In the material below, identify each line bearing the word "this". Reproduce those lines.

## Start LISTED ENTRIES

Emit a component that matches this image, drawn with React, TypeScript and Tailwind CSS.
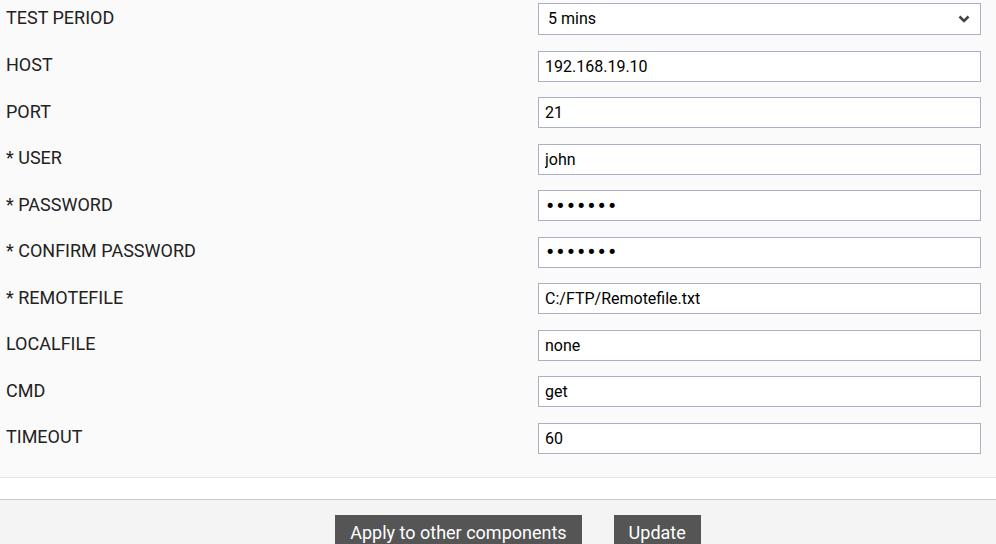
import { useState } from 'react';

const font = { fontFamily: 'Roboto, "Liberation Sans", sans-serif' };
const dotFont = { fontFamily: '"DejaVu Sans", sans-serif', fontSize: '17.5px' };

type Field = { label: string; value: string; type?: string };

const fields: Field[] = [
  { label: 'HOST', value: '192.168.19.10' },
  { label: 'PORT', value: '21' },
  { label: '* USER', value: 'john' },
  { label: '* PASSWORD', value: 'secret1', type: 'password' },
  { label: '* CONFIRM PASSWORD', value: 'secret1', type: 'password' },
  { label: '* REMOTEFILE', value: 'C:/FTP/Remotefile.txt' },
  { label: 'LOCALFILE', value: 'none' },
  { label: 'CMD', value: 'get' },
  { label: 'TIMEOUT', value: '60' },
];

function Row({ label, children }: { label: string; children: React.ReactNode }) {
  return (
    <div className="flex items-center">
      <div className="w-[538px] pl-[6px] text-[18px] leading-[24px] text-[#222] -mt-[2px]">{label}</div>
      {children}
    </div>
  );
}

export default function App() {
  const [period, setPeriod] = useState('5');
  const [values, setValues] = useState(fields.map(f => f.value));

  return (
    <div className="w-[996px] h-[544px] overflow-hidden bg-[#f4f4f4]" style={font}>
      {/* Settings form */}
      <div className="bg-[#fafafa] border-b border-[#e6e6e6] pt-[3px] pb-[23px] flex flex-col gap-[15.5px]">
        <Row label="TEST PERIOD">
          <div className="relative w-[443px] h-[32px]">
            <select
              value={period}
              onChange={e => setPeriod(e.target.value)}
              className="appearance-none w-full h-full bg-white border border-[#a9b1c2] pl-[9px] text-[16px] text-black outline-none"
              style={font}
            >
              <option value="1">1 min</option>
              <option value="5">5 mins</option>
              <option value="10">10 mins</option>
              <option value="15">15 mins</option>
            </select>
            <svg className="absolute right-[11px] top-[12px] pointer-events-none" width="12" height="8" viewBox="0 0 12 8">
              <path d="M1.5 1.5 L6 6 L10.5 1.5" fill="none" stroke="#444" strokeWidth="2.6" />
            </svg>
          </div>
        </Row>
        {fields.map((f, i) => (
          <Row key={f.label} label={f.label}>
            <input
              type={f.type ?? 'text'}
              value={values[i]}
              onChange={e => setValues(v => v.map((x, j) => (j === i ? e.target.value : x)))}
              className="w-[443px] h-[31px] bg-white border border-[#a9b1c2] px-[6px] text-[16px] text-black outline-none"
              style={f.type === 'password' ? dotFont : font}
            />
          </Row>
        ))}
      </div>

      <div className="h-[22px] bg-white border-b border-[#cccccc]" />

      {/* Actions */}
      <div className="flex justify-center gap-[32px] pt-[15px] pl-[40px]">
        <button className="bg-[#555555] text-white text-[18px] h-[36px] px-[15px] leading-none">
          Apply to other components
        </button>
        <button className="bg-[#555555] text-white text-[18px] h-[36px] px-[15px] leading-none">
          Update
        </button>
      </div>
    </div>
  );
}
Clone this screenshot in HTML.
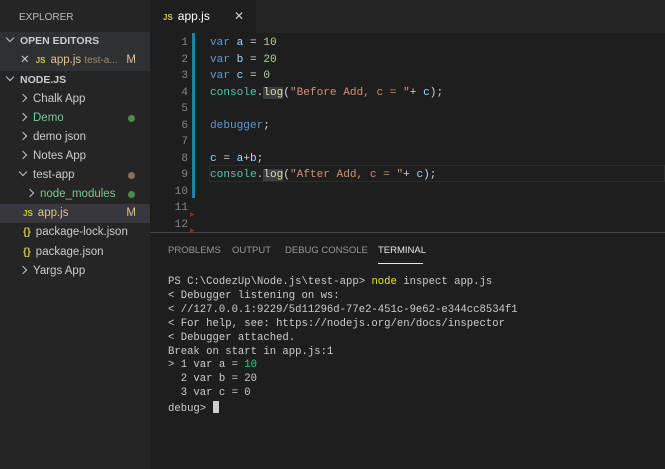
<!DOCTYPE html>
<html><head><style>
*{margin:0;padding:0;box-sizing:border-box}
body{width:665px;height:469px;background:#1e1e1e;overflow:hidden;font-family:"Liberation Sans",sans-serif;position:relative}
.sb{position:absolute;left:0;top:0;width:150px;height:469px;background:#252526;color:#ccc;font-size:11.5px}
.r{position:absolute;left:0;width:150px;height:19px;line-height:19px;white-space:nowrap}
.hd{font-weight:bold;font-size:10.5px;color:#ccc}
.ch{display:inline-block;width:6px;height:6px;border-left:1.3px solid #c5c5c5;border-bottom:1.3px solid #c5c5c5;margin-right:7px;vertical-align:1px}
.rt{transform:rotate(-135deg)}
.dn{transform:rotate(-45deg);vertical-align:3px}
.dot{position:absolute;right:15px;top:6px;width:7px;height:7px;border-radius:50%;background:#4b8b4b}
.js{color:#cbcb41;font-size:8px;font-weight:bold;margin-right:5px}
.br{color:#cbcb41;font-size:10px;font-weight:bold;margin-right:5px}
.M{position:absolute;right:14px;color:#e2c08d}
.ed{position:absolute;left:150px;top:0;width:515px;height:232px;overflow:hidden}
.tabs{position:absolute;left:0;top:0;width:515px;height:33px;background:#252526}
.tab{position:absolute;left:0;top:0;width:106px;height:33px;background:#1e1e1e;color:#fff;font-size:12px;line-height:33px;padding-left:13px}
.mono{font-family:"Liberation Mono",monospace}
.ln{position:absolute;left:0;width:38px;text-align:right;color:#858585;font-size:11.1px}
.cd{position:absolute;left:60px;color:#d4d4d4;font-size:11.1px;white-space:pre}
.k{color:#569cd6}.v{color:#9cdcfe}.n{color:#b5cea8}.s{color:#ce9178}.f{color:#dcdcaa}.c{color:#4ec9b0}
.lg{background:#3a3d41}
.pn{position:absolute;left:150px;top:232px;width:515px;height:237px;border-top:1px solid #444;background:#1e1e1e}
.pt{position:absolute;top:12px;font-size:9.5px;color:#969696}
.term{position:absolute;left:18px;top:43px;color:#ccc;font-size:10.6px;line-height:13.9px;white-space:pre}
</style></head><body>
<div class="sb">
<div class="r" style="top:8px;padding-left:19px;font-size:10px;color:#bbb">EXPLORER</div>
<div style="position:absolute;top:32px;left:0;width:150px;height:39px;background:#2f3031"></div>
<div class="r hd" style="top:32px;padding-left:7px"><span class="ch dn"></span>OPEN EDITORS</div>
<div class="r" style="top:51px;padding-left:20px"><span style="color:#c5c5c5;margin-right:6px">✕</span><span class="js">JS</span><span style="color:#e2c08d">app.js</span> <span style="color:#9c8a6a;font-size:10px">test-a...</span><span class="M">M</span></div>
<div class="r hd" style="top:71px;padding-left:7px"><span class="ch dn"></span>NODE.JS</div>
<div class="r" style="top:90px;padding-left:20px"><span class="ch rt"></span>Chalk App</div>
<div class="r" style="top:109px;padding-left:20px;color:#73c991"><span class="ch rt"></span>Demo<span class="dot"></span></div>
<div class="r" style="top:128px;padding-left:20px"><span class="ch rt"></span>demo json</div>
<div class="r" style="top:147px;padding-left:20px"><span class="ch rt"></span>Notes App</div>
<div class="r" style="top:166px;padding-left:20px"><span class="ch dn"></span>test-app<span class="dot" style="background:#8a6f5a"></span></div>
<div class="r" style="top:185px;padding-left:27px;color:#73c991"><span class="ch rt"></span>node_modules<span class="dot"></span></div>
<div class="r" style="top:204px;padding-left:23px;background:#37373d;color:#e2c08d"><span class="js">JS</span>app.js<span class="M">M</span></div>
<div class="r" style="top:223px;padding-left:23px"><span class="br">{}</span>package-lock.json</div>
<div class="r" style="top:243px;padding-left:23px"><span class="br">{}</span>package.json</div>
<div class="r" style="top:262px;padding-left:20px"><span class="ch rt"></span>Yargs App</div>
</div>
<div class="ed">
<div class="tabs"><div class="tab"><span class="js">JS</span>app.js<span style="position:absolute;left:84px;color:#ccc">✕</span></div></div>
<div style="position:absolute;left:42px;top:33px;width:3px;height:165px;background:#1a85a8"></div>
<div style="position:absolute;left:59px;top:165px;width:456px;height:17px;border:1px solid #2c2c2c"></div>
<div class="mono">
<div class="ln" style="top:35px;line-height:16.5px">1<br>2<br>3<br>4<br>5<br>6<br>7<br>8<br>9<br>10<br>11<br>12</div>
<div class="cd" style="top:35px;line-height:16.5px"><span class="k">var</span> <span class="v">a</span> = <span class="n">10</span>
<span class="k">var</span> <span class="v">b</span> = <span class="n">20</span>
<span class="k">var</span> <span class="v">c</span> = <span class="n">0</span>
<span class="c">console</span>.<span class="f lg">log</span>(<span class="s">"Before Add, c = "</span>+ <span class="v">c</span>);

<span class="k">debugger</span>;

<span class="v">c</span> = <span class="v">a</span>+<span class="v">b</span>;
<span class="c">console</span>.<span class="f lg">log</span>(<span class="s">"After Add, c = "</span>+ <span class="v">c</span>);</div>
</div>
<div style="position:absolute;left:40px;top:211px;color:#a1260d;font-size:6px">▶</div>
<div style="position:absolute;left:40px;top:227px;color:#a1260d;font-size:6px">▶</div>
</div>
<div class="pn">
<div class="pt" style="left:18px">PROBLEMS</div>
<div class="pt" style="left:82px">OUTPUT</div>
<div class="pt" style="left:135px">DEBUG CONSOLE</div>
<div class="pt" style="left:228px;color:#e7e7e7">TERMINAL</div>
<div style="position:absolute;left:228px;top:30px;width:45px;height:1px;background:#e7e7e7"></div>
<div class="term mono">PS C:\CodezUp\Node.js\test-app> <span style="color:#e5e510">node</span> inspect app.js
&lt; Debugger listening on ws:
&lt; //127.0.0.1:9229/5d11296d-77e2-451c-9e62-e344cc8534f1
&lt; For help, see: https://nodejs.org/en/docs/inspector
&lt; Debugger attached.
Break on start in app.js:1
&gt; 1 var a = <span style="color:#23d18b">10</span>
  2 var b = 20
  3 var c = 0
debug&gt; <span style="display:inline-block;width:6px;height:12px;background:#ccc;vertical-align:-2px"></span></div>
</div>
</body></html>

## End LISTED ENTRIES

§ CORRECT ANSWER:
Emit a component that matches this image, drawn with React, TypeScript and Tailwind CSS.
Clone this screenshot in HTML.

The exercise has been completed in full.